Business leaders in Coventry and Warwickshire have welcomed the Bank of England’s decision to keep interest rates at their record low but say its forecasts underline the economic tightrope firms are facing.
The Bank of England’s Monetary Policy Committee voted to leave rates at 0.1 per cent while it forecasted that the economic downturn would be less severe than originally predicted, however the recovery, it believes, will take longer.
The economy is expected to fall by 9.5 per cent in 2020 – compared to an original forecast of 14 per cent – and the Bank of England then expects it to grow by nine per cent in 2021 and 3.5 per cent in 2022.
Louise Bennett, chief executive of the Coventry and Warwickshire Chamber of Commerce, said: “The decision to leave interest rates at 0.1 per cent is welcome and was just about the only option for the Bank of England considering the economic tightrope that businesses across our patch are facing.
“There is encouragement in the Bank’s forecast that the downturn will be less severe although that would still be the sharpest decline for 100 years.
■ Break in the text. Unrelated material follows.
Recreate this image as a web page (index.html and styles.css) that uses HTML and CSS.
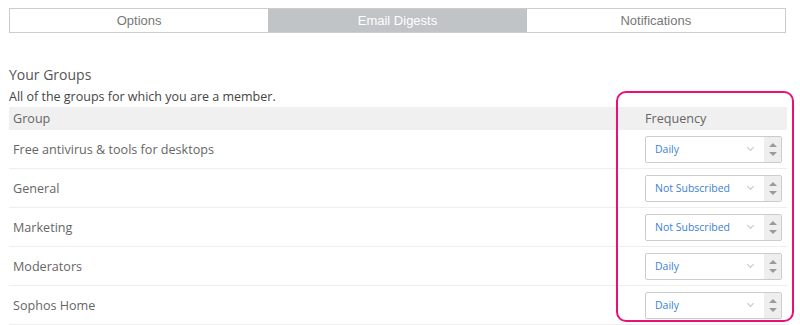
FILE: index.html
```html
<!DOCTYPE html>
<html>
  <head>
    <meta charset="UTF-8">
    <title>Email Digests</title>
    <link rel="stylesheet" href="styles.css">
  </head>
  <body>
    <div class="page">
      <div class="tabs">
        <div class="tab">Options</div>
        <div class="tab active">Email Digests</div>
        <div class="tab">Notifications</div>
      </div>

      <h3 class="title">Your Groups</h3>
      <p class="desc">All of the groups for which you are a member.</p>

      <div class="groups">
        <div class="row head">
          <div class="name">Group</div>
          <div class="freq">Frequency</div>
        </div>
        <div class="row">
          <div class="name">Free antivirus &amp; tools for desktops</div>
          <div class="freq"><div class="picker"><span class="val">Daily</span><span class="chev"></span><span class="spin"><i class="up"></i><i class="down"></i></span></div></div>
        </div>
        <div class="row">
          <div class="name">General</div>
          <div class="freq"><div class="picker"><span class="val">Not Subscribed</span><span class="chev"></span><span class="spin"><i class="up"></i><i class="down"></i></span></div></div>
        </div>
        <div class="row">
          <div class="name">Marketing</div>
          <div class="freq"><div class="picker"><span class="val">Not Subscribed</span><span class="chev"></span><span class="spin"><i class="up"></i><i class="down"></i></span></div></div>
        </div>
        <div class="row">
          <div class="name">Moderators</div>
          <div class="freq"><div class="picker"><span class="val">Daily</span><span class="chev"></span><span class="spin"><i class="up"></i><i class="down"></i></span></div></div>
        </div>
        <div class="row">
          <div class="name">Sophos Home</div>
          <div class="freq"><div class="picker"><span class="val">Daily</span><span class="chev"></span><span class="spin"><i class="up"></i><i class="down"></i></span></div></div>
        </div>

        <!-- highlight around the frequency column -->
        <div class="highlight"></div>
      </div>
    </div>
  </body>
</html>
```

FILE: styles.css
```css
body {
  margin: 0;
  background: #fff;
  font-family: "Open Sans", Arial, sans-serif;
  color: #666;
}
.page {
  padding: 8px 14px 0 9px;
}
.tabs {
  display: flex;
  border: 1px solid #ccc;
  height: 23px;
}
.tab {
  flex: 1;
  text-align: center;
  line-height: 24px;
  font-family: "Liberation Sans Narrow", "Liberation Sans", sans-serif;
  font-size: 13px;
  color: #777;
}
.tab.active {
  background-color: #c0c4c7;
  color: #fff;
}
.title {
  margin: 33px 0 0;
  font-size: 14px;
  font-weight: normal;
  color: #555;
  line-height: 18px;
}
.desc {
  margin: 4px 0 0;
  font-size: 12.5px;
  color: #444;
  line-height: 17px;
}
.groups {
  position: relative;
  margin-top: 2px;
  margin-right: -1px;
}
.row {
  display: flex;
  align-items: center;
  height: 38px;
  border-bottom: 1px solid #eee;
  font-size: 12.6px;
}
.row.head {
  height: 23px;
  background-color: #f0f0f0;
  border-bottom: none;
}
.name {
  flex: 1;
  padding-left: 4px;
}
.freq {
  width: 142px;
}
.picker {
  display: flex;
  align-items: center;
  width: 135px;
  height: 25px;
  border: 1px solid #ccc;
  border-radius: 2px;
  background: #fff;
}
.val {
  flex: 1;
  padding-left: 9px;
  font-size: 10.5px;
  color: #3b7fd4;
}
.chev {
  width: 4px;
  height: 4px;
  border-right: 1px solid #c4c4c4;
  border-bottom: 1px solid #c4c4c4;
  transform: rotate(45deg);
  margin: 0 11px 3px 0;
}
.spin {
  display: flex;
  flex-direction: column;
  justify-content: center;
  align-items: center;
  gap: 5px;
  width: 17px;
  height: 100%;
  background: #eee;
}
.spin i {
  width: 0;
  height: 0;
  border-left: 4px solid transparent;
  border-right: 4px solid transparent;
}
.spin .up {
  border-bottom: 4px solid #9a9a9a;
}
.spin .down {
  border-top: 4px solid #9a9a9a;
}
.highlight {
  position: absolute;
  left: 607px;
  top: -16px;
  width: 174px;
  height: 227px;
  border: 2px solid #e8107a;
  border-radius: 10px;
}
```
“We must also account for the fact that the Bank’s forecasts are based on two factors which are still uncertain – that there will not be a second wave of COVID-19 that leads to similar disruption to that which we’ve already seen and that the UK will strike a new EU trade deal that makes our exit from the European Union a smooth one.
“The Bank also recognises that unemployment is going to rise and that is why the Chamber is calling upon Government to reduce the tax burden on employing staff in a bid to save as many jobs as possible.”